Method 3: Directly Writing JSON with List Comprehensions

This technique utilizes list comprehension in Python to parse the CSV data manually and then constructs a JSON array directly. It allows for fine control over the CSV to JSON transformation process by writing standard Python code to dictate how the CSV data should be consumed and represented in JSON.

Here’s an example:

import csv
import json

with open('people.csv', mode='r') as csv_file:
    csv_reader = csv.reader(csv_file)
    headers = next(csv_reader)
    json_array = [dict(zip(headers, row)) for row in csv_reader]

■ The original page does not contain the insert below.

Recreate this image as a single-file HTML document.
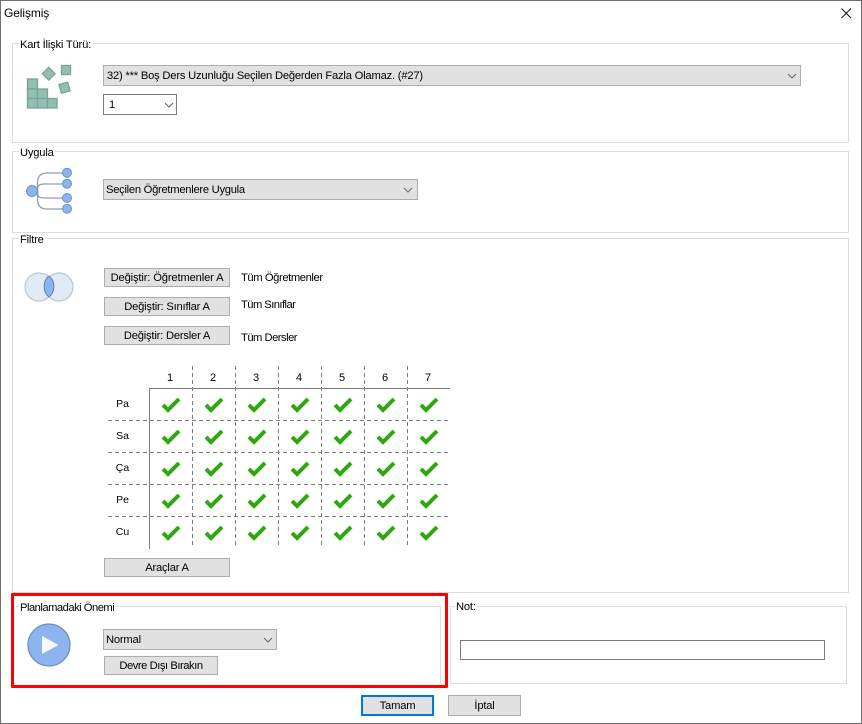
<!DOCTYPE html>
<html lang="tr"><head><meta charset="utf-8"><title>Gelişmiş</title>
<style>
html,body{margin:0;padding:0;background:#fff}
#w{position:relative;width:862px;height:724px;overflow:hidden;background:#fff;font:11.2px "Liberation Sans",sans-serif;letter-spacing:-.2px;color:#000}
#w div{position:absolute;box-sizing:border-box}
.g{border:1px solid #dcdcdc}
.l{background:#fff;padding:0 1px;line-height:14px;height:14px;white-space:nowrap}
.b{background:#e1e1e1;border:1px solid #adadad;text-align:center;line-height:19px;white-space:nowrap}
.c{background:#e1e1e1;border:1px solid #adadad;line-height:21px;padding-left:2px;white-space:nowrap}
.t{white-space:nowrap;line-height:14px}
svg{position:absolute;left:0;top:0}
</style></head><body>
<div id="w">
<div style="left:0;top:0;width:862px;height:724px;border:1px solid #6f6f6f"></div>
<div class="t" style="left:4px;top:6px;font-size:12px;letter-spacing:-.1px">Gelişmiş</div>

<div class="g" style="left:12px;top:43px;width:837px;height:100px"></div>
<div class="l" style="left:19px;top:38px">Kart İlişki Türü:</div>
<div class="c" style="left:103px;top:65px;width:698px;height:21px;padding-left:3px">32) *** Boş Ders Uzunluğu Seçilen Değerden Fazla Olamaz. (#27)</div>
<div class="c" style="left:103px;top:94px;width:74px;height:21px;background:#fff;border-color:#7a7a7a;padding-left:5px">1</div>

<div class="g" style="left:12px;top:151px;width:837px;height:82px"></div>
<div class="l" style="left:19px;top:146px">Uygula</div>
<div class="c" style="left:103px;top:179px;width:315px;height:21px;letter-spacing:-.27px">Seçilen Öğretmenlere Uygula</div>

<div class="g" style="left:12px;top:238px;width:837px;height:355px"></div>
<div class="l" style="left:19px;top:233px">Filtre</div>
<div class="b" style="left:104px;top:268px;width:126px;height:19px;letter-spacing:-.15px">Değiştir: Öğretmenler A</div>
<div class="b" style="left:104px;top:297px;width:126px;height:19px">Değiştir: Sınıflar A</div>
<div class="b" style="left:104px;top:326px;width:126px;height:19px">Değiştir: Dersler A</div>
<div class="t" style="left:241px;top:271px;letter-spacing:-.4px">Tüm Öğretmenler</div>
<div class="t" style="left:241px;top:298px;letter-spacing:-.55px">Tüm Sınıflar</div>
<div class="t" style="left:241px;top:331px;letter-spacing:-.5px">Tüm Dersler</div>
<div class="b" style="left:104px;top:558px;width:126px;height:19px">Araçlar A</div>

<div style="left:16px;top:606px;width:425px;height:1px;background:#dcdcdc"></div>
<div style="left:440px;top:606px;width:1px;height:77px;background:#dcdcdc"></div>
<div class="l" style="left:19px;top:601px;letter-spacing:-.5px">Planlamadaki Önemi</div>
<div class="c" style="left:103px;top:629px;width:174px;height:21px">Normal</div>
<div class="b" style="left:104px;top:656px;width:114px;height:19px;letter-spacing:-.45px">Devre Dışı Bırakın</div>

<div class="g" style="left:450px;top:606px;width:397px;height:78px"></div>
<div class="l" style="left:455px;top:600px">Not:</div>
<div style="left:460px;top:640px;width:365px;height:20px;border:1px solid #7a7a7a;background:#fff"></div>

<div class="b" style="left:361px;top:695px;width:73px;height:21px;border:2px solid #0078d7;line-height:19px">Tamam</div>
<div class="b" style="left:448px;top:695px;width:73px;height:21px;line-height:20px">İptal</div>

<div style="left:11px;top:593px;width:437px;height:95px;border:3px solid #f00;border-radius:1px"></div>

<svg width="862" height="724" viewBox="0 0 862 724" fill="none">
<defs>
<path id="k" d="M-7.5 1L-2.5 6L8.500 -5" stroke="#2fa80f" stroke-width="4"/>
<path id="v" d="M0 0L4 4L8 0" stroke="#666" stroke-width="1"/>
</defs>
<!-- close -->
<path d="M841.500 8.500L851 18M851 8.500L841.500 18" stroke="#111" stroke-width="1"/>
<!-- combo arrows -->
<use href="#v" x="788" y="74"/>
<use href="#v" x="165" y="103"/>
<use href="#v" x="404" y="188"/>
<use href="#v" x="264" y="638"/>

<!-- blocks icon -->
<g fill="#93bfb3" stroke="#76a597" stroke-width="1.300">
<rect x="27.500" y="79" width="10" height="10"/>
<rect x="27.500" y="89" width="10" height="9.500"/>
<rect x="37.500" y="89" width="10" height="9.500"/>
<rect x="27.500" y="98.500" width="10" height="9.500"/>
<rect x="37.500" y="98.500" width="10" height="9.500"/>
<rect x="47.500" y="98.500" width="9.500" height="9.500"/>
<rect x="61.500" y="65.500" width="9" height="9"/>
<rect x="-4.500" y="-4.500" width="9" height="9" transform="translate(48.700,73.700) rotate(45)"/>
<rect x="-4.500" y="-4.500" width="9" height="9" transform="translate(64.500,87.700) rotate(-15)"/>
</g>

<!-- tree icon -->
<g stroke="#8d9fb2" stroke-width="1.300">
<path d="M32 191H37.500V183Q37.500 173 47 173H67"/>
<path d="M37.500 191V189Q37.500 184 44 184H67"/>
<path d="M37.500 191V193Q37.500 198 44 198H67"/>
<path d="M37.500 191V199Q37.500 209 47 209H67"/>
</g>
<g fill="#8db4ee" stroke="#6d94c8" stroke-width="1">
<circle cx="32" cy="191" r="5.500"/>
<circle cx="67" cy="172.700" r="4.500"/>
<circle cx="67" cy="183.700" r="4.500"/>
<circle cx="67" cy="198" r="4.500"/>
<circle cx="67" cy="208.700" r="4.500"/>
</g>

<!-- venn icon -->
<circle cx="39" cy="287" r="14" fill="#e2ebf3" stroke="#b3c7dc" stroke-width="1.200"/>
<circle cx="59" cy="287" r="14" fill="#e2ebf3" stroke="#b3c7dc" stroke-width="1.200"/>
<path d="M49 276C55.500 281 55.500 292 49 297C42.500 292 42.500 281 49 276Z" fill="#8db4ee" stroke="#5f80ae" stroke-width="1"/>

<!-- play icon -->
<circle cx="49" cy="645" r="21" fill="#8db4ee" stroke="#6d8fc0" stroke-width="1.300"/>
<path d="M42 636L58.500 645L42 654Z" fill="#f8fafe"/>

<!-- grid -->
<g stroke="#7d7d7d" stroke-width="1">
<path d="M149.500 388V549M149 388.500H450"/>
<g stroke-dasharray="4 3">
<path d="M108 420.500H450M108 452.500H450M108 484.500H450M108 516.500H450"/>
<path d="M192.500 366V547M235.500 366V547M278.500 366V547M321.500 366V547M364.500 366V547M407.500 366V547"/>
</g>
</g>
<g font-family="'Liberation Sans',sans-serif" font-size="11" fill="#000" text-anchor="middle" letter-spacing="0">
<text x="170" y="381">1</text><text x="213" y="381">2</text><text x="256" y="381">3</text><text x="299" y="381">4</text><text x="342" y="381">5</text><text x="385" y="381">6</text><text x="428" y="381">7</text>
<text x="122.500" y="407" font-size="10.500">Pa</text><text x="122.500" y="439" font-size="10.500">Sa</text><text x="122.500" y="471" font-size="10.500">Ça</text><text x="122.500" y="503" font-size="10.500">Pe</text><text x="122.500" y="535" font-size="10.500">Cu</text>
</g>
<g>
<use href="#k" x="170.500" y="404"/><use href="#k" x="213.500" y="404"/><use href="#k" x="256.500" y="404"/><use href="#k" x="299.500" y="404"/><use href="#k" x="342.500" y="404"/><use href="#k" x="385.500" y="404"/><use href="#k" x="428.500" y="404"/>
<use href="#k" x="170.500" y="436"/><use href="#k" x="213.500" y="436"/><use href="#k" x="256.500" y="436"/><use href="#k" x="299.500" y="436"/><use href="#k" x="342.500" y="436"/><use href="#k" x="385.500" y="436"/><use href="#k" x="428.500" y="436"/>
<use href="#k" x="170.500" y="468"/><use href="#k" x="213.500" y="468"/><use href="#k" x="256.500" y="468"/><use href="#k" x="299.500" y="468"/><use href="#k" x="342.500" y="468"/><use href="#k" x="385.500" y="468"/><use href="#k" x="428.500" y="468"/>
<use href="#k" x="170.500" y="500"/><use href="#k" x="213.500" y="500"/><use href="#k" x="256.500" y="500"/><use href="#k" x="299.500" y="500"/><use href="#k" x="342.500" y="500"/><use href="#k" x="385.500" y="500"/><use href="#k" x="428.500" y="500"/>
<use href="#k" x="170.500" y="532"/><use href="#k" x="213.500" y="532"/><use href="#k" x="256.500" y="532"/><use href="#k" x="299.500" y="532"/><use href="#k" x="342.500" y="532"/><use href="#k" x="385.500" y="532"/><use href="#k" x="428.500" y="532"/>
</g>
</svg>
</div>
</body></html>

with open('people.json', mode='w') as json_file:
    json_file.write(json.dumps(json_array, indent=4))

Output:

[
    {"name": "John", "age": "30", "city": "New York"},
    {"name": "Anne", "age": "25", "city": "Chicago"}
]

The code uses classic CSV reading with csv.reader and not DictReader. The first line of the CSV file (headers) is read separately. A list comprehension is used to create dictionaries for each row, zipped with the headers. This list of dictionaries is then written to a JSON file.

Method 4: Using the csvjson Command-Line Tool

csvjson is a command-line utility that is part of csvkit, a suite of tools for converting to and working with CSV, the most common tabular data format. This method is ideal for quickly converting files without writing custom scripts or code, provided you are comfortable working in a shell environment.

Here’s an example:

csvjson people.csv > people.json

Output:

A JSON file named ‘people.json’ will be created with the CSV data converted to JSON format.

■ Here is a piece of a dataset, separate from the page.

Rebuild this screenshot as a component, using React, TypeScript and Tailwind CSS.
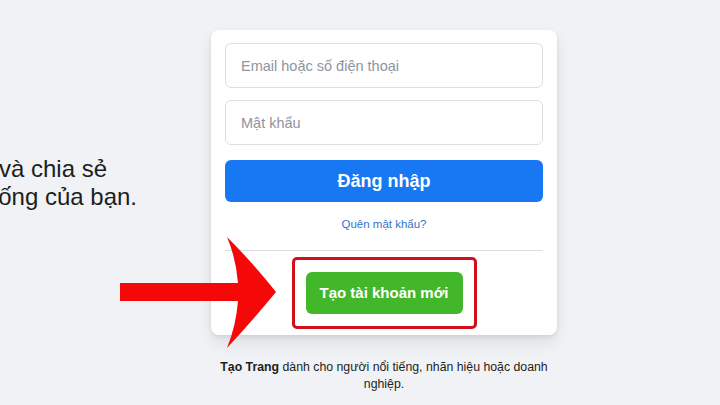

To make use of this method, you need to have csvkit installed. The conversion is executed by simply calling csvjson with your CSV file as the argument and redirecting the output to a JSON file. It is concise and requires no custom code.

Bonus One-Liner Method 5: Using Python’s one-liner

This method achieves the CSV to JSON conversion using a single line of code. It combines command-line piping with the power of Python’s one-liner capabilities and its comprehensive standard libraries. While not as readable, it can be convenient for very quick tasks.

Here’s an example:

python -c "import csv, json; print(json.dumps(list(csv.DictReader(open('people.csv')))))" > people.json

Output:

The ‘people.json’ file will be created or overwritten with the CSV data as a JSON array.

This Python one-liner opens the ‘people.csv’ file, uses csv.DictReader to convert it to a list of dictionaries, then converts this list to a JSON string via json.dumps, and finally prints it to standard output which is redirected to ‘people.json’.

Summary/Discussion

  • Method 1: Python’s csv and json libraries. Strengths: Native Python solution, highly readable. Weaknesses: Requires writing several lines of code.
  • Method 2: Pandas Library. Strengths: Powerful, flexible. Weaknesses: External library dependency, may be too heavy for simple tasks.
  • Method 3: List Comprehensions. Strengths: Granular control, can customize data manipulation. Weaknesses: Slightly more complex, more error-prone for beginners.
  • Method 4: csvjson Command-Line Tool. Strengths: Quick and easy for command-line users. Weaknesses: Requires csvkit installation, less flexible.
  • Method 5: Python’s one-liner. Strengths: Fast for one-off tasks. Weaknesses: Less readable, not easily maintainable.